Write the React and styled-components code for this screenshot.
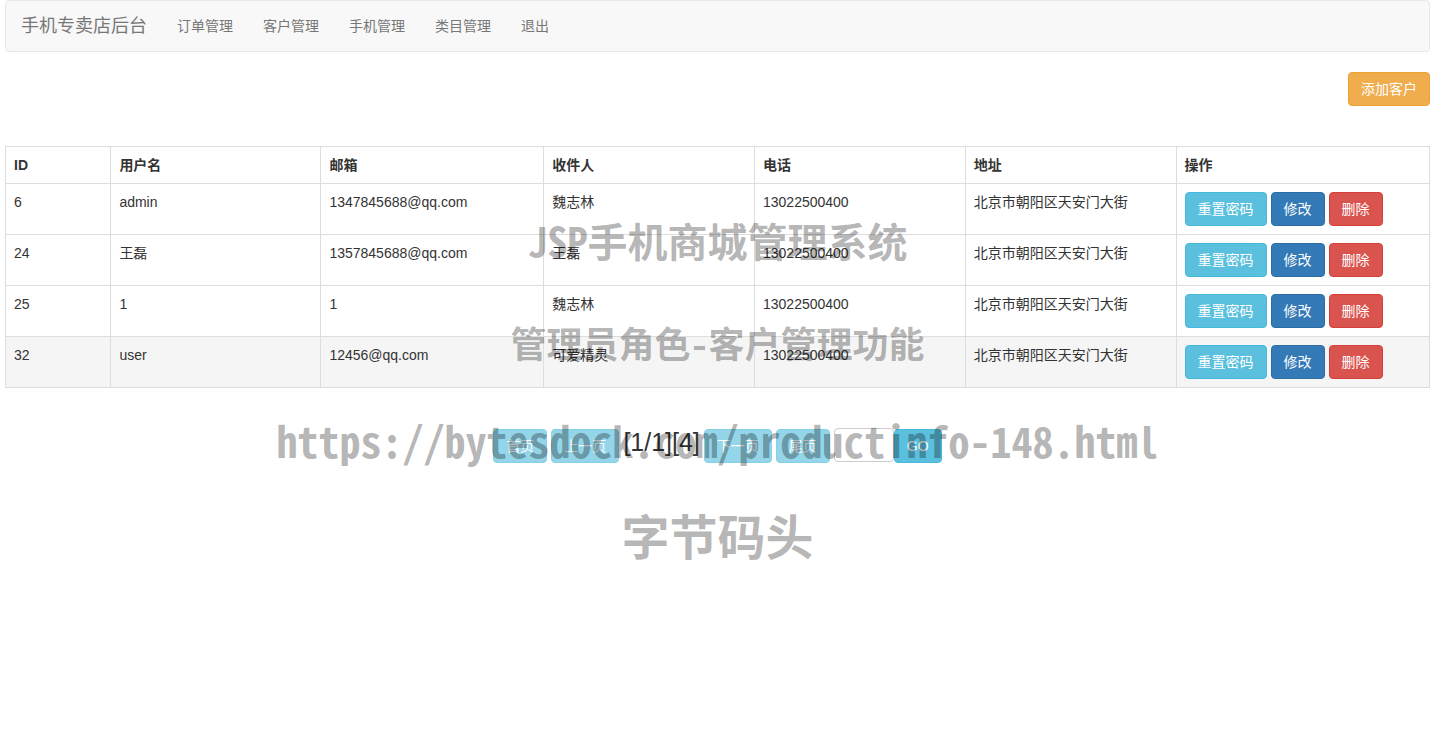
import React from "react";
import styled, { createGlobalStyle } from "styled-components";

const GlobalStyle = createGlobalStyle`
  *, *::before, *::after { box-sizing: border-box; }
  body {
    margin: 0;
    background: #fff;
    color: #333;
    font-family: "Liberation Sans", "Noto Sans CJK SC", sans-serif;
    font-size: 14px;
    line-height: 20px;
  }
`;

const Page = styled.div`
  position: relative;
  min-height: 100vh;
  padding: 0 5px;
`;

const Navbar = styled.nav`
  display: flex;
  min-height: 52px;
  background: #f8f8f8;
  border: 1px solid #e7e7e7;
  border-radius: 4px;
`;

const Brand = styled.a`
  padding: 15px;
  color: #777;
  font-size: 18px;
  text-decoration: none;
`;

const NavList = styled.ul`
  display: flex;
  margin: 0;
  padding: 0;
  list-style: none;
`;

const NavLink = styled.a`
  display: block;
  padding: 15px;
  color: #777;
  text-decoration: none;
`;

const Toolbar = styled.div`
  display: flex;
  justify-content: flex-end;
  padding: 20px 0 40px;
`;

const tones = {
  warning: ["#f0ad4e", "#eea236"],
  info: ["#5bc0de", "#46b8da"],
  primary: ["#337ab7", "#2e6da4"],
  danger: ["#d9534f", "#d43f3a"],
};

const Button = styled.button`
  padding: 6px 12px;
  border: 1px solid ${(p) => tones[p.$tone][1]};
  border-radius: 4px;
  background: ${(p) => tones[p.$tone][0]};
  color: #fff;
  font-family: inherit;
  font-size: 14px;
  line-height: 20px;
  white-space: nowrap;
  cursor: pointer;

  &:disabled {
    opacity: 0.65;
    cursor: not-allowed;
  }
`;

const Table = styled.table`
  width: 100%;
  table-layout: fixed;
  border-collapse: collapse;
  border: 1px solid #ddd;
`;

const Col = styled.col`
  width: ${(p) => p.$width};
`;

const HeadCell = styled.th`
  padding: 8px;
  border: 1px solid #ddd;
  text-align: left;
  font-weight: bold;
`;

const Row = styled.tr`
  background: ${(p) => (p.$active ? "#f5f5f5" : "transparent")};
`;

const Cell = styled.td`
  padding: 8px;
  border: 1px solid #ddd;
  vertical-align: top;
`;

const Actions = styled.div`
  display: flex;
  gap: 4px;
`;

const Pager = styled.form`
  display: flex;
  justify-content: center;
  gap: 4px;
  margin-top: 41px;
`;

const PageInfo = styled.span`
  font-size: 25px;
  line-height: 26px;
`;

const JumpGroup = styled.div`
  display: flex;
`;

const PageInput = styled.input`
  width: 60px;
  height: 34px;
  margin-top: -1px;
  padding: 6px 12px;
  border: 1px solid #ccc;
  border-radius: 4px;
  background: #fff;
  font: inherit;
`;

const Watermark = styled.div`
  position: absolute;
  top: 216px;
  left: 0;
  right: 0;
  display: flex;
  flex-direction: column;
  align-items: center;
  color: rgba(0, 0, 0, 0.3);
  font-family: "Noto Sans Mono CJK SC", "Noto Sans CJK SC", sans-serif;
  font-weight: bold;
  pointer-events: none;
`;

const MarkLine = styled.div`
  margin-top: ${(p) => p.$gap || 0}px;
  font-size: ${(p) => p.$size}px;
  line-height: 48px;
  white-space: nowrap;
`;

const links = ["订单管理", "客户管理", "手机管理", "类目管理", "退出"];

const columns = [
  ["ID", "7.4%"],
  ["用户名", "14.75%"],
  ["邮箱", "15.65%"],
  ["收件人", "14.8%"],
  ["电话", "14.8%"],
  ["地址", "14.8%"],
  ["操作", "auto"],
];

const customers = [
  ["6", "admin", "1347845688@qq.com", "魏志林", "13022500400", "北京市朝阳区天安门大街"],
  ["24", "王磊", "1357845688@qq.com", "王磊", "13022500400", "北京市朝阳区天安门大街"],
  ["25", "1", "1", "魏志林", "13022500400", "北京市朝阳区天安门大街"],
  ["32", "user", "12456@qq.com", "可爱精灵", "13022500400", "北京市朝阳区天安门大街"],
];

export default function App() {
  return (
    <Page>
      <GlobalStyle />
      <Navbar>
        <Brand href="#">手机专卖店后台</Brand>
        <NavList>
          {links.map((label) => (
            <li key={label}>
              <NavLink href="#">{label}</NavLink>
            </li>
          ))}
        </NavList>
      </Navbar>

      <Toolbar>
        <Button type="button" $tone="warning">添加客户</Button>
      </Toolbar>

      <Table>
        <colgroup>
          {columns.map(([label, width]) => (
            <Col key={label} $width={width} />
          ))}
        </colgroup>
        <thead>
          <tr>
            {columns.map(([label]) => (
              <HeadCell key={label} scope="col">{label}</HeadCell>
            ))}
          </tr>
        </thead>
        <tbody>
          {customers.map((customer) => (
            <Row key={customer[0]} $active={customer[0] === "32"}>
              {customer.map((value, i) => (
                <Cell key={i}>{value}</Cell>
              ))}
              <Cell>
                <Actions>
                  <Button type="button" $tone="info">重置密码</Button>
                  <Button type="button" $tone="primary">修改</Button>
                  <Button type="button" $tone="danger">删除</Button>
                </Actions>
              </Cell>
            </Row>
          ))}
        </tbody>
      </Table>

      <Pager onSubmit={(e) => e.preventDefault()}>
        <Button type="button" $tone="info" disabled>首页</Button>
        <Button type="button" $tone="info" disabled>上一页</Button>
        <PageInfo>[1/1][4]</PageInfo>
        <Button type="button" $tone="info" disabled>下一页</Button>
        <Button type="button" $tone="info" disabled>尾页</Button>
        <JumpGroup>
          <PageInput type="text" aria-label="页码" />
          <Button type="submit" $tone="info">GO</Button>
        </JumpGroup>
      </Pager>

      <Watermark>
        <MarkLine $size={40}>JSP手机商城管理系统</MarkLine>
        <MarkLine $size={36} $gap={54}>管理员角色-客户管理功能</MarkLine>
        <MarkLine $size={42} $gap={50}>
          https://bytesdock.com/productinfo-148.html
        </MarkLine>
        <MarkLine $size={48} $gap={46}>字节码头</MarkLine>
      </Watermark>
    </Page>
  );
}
*-*-*
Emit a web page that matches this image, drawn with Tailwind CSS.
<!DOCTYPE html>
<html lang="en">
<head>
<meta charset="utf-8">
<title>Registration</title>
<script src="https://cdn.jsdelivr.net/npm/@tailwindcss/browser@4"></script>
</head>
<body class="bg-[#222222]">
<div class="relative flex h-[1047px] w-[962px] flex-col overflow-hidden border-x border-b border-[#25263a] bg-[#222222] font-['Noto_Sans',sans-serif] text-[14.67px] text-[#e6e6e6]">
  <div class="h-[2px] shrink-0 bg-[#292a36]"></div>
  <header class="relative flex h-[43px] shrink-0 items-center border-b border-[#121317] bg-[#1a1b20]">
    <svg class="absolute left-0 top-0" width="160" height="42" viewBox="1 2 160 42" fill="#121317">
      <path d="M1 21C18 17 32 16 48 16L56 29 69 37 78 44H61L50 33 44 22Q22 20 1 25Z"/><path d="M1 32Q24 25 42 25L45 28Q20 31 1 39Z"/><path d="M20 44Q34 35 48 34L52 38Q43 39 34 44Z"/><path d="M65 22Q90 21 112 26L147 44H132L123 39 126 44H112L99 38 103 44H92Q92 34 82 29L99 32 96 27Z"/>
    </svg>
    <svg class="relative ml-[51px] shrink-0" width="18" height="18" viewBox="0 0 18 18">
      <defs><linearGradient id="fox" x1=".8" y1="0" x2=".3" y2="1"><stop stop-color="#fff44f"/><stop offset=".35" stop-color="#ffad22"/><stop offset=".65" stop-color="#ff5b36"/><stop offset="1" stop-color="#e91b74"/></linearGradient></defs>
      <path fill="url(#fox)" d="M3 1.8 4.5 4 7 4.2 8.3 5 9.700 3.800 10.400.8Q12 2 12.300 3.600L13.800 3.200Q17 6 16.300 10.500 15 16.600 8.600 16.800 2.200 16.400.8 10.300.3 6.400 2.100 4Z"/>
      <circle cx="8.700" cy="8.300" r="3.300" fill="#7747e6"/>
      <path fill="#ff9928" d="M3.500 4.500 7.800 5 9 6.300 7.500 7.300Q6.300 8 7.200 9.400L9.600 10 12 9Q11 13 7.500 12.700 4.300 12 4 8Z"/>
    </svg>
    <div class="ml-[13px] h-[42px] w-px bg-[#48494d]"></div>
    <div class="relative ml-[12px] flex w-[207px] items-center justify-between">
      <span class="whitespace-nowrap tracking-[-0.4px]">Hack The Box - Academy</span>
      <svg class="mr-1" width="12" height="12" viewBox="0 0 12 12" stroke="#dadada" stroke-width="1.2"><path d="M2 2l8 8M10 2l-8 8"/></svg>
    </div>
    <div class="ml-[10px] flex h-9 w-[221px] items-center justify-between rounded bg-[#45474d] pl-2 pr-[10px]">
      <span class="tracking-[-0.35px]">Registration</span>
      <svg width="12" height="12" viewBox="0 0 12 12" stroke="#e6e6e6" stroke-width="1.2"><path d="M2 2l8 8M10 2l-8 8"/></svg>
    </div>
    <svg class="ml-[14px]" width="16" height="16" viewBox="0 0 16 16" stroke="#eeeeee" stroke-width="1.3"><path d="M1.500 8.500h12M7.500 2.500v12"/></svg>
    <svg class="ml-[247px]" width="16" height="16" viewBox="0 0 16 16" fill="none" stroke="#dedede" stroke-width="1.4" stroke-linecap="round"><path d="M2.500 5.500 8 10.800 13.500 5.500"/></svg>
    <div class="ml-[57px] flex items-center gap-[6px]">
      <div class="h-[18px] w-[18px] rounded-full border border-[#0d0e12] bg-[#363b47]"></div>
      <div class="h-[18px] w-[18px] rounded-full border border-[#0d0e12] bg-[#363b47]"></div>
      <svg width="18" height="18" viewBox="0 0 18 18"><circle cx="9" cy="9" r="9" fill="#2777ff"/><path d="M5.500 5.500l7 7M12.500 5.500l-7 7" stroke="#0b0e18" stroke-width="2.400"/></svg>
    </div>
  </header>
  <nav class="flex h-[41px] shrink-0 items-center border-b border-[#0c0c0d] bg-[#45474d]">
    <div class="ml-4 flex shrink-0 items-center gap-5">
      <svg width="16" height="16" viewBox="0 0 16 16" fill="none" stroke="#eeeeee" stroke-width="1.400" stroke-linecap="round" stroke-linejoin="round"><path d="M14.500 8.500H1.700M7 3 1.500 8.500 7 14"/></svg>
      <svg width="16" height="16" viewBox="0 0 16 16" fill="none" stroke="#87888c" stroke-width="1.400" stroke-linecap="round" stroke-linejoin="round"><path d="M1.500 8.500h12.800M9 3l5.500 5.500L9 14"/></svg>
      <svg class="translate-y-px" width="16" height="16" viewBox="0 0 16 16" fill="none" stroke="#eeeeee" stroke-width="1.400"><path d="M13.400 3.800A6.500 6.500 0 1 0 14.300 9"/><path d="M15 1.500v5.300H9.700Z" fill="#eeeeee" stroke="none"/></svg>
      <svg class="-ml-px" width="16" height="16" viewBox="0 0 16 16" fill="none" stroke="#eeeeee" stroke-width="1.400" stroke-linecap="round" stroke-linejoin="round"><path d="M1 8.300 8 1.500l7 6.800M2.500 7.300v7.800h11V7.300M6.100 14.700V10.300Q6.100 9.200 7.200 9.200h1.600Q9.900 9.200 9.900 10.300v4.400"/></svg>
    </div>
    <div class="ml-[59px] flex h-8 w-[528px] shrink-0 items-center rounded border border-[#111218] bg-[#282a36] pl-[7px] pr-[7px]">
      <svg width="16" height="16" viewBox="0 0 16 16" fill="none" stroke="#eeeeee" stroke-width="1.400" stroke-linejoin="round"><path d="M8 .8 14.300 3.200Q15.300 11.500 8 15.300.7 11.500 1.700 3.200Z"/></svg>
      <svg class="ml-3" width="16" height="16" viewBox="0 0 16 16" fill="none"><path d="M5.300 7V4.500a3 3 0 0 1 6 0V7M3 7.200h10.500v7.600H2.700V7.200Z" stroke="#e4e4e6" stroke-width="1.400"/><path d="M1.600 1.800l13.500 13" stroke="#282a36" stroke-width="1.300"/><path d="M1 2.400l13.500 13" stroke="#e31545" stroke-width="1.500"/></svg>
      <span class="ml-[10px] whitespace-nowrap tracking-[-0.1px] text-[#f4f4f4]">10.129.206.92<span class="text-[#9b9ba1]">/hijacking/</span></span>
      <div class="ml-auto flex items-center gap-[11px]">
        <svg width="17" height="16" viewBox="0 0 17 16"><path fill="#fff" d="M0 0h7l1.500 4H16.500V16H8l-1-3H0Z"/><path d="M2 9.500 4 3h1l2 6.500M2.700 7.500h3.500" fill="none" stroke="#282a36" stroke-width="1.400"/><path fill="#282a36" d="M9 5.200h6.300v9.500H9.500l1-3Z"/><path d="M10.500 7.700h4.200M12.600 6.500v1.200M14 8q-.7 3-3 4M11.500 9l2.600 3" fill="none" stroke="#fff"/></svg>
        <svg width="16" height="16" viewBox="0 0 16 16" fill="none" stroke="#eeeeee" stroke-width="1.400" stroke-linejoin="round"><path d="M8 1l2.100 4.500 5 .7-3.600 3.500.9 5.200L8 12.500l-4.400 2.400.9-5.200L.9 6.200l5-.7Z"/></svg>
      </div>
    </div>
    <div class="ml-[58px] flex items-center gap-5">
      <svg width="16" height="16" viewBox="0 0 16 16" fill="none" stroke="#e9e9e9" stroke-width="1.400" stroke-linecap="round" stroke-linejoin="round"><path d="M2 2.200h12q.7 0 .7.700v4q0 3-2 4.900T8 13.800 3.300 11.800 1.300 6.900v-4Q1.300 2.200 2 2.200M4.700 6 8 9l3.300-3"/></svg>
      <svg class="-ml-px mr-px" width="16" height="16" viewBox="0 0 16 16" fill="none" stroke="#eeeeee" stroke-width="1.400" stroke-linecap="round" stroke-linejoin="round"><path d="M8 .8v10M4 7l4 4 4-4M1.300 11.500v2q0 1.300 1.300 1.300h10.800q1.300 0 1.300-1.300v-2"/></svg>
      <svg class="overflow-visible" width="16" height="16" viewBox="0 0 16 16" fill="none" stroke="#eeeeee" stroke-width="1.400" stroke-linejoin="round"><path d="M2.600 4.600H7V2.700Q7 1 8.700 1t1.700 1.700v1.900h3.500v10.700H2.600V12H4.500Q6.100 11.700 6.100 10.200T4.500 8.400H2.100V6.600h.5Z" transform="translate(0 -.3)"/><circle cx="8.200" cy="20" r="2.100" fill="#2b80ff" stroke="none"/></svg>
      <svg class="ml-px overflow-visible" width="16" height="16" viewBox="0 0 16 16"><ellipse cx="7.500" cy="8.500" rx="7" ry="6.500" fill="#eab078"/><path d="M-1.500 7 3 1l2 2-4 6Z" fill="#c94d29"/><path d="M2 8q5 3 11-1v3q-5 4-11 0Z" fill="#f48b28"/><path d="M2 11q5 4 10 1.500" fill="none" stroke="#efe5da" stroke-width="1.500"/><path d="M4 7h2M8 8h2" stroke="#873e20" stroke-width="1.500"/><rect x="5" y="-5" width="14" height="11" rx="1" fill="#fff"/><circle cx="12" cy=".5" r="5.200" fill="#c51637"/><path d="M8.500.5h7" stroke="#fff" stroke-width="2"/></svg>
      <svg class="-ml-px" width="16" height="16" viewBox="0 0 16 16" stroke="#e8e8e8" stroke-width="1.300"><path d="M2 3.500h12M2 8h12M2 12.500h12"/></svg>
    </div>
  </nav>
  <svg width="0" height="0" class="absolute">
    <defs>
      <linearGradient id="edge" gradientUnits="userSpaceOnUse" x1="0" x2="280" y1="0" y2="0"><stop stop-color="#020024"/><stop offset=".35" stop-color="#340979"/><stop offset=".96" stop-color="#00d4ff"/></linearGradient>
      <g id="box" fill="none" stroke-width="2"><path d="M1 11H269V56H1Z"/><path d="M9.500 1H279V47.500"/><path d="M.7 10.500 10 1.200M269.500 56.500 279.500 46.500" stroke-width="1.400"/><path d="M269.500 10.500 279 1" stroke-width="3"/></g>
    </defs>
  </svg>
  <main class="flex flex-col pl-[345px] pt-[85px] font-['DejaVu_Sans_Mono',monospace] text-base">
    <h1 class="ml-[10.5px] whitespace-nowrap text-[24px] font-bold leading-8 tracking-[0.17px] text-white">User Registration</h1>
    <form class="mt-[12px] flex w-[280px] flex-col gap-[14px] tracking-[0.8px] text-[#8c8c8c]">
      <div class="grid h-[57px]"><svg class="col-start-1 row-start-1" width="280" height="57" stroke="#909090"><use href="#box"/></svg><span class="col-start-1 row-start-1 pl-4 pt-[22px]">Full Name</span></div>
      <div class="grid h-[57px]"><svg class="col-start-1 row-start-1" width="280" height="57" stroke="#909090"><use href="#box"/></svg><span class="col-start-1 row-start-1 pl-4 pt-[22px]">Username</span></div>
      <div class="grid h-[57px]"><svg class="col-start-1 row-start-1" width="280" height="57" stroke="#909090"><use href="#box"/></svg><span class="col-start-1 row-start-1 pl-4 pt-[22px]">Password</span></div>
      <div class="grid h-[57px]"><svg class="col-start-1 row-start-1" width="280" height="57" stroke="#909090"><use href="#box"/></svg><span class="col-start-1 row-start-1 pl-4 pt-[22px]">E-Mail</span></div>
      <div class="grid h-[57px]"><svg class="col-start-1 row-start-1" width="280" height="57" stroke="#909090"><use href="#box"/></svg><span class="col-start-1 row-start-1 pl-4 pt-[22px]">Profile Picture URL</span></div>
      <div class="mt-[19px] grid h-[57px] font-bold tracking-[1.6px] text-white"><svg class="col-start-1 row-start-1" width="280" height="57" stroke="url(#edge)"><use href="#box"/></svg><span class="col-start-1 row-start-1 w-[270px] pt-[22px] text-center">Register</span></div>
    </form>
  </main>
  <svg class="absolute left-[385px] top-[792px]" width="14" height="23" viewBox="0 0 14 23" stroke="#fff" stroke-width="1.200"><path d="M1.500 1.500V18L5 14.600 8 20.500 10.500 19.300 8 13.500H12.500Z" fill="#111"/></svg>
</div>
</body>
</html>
*-*-*
- Do this:
Copy out each line of the records where the string "components" appears.

- Reply:
Write the React and styled-components code for this screenshot.
import styled, { createGlobalStyle } from "styled-components";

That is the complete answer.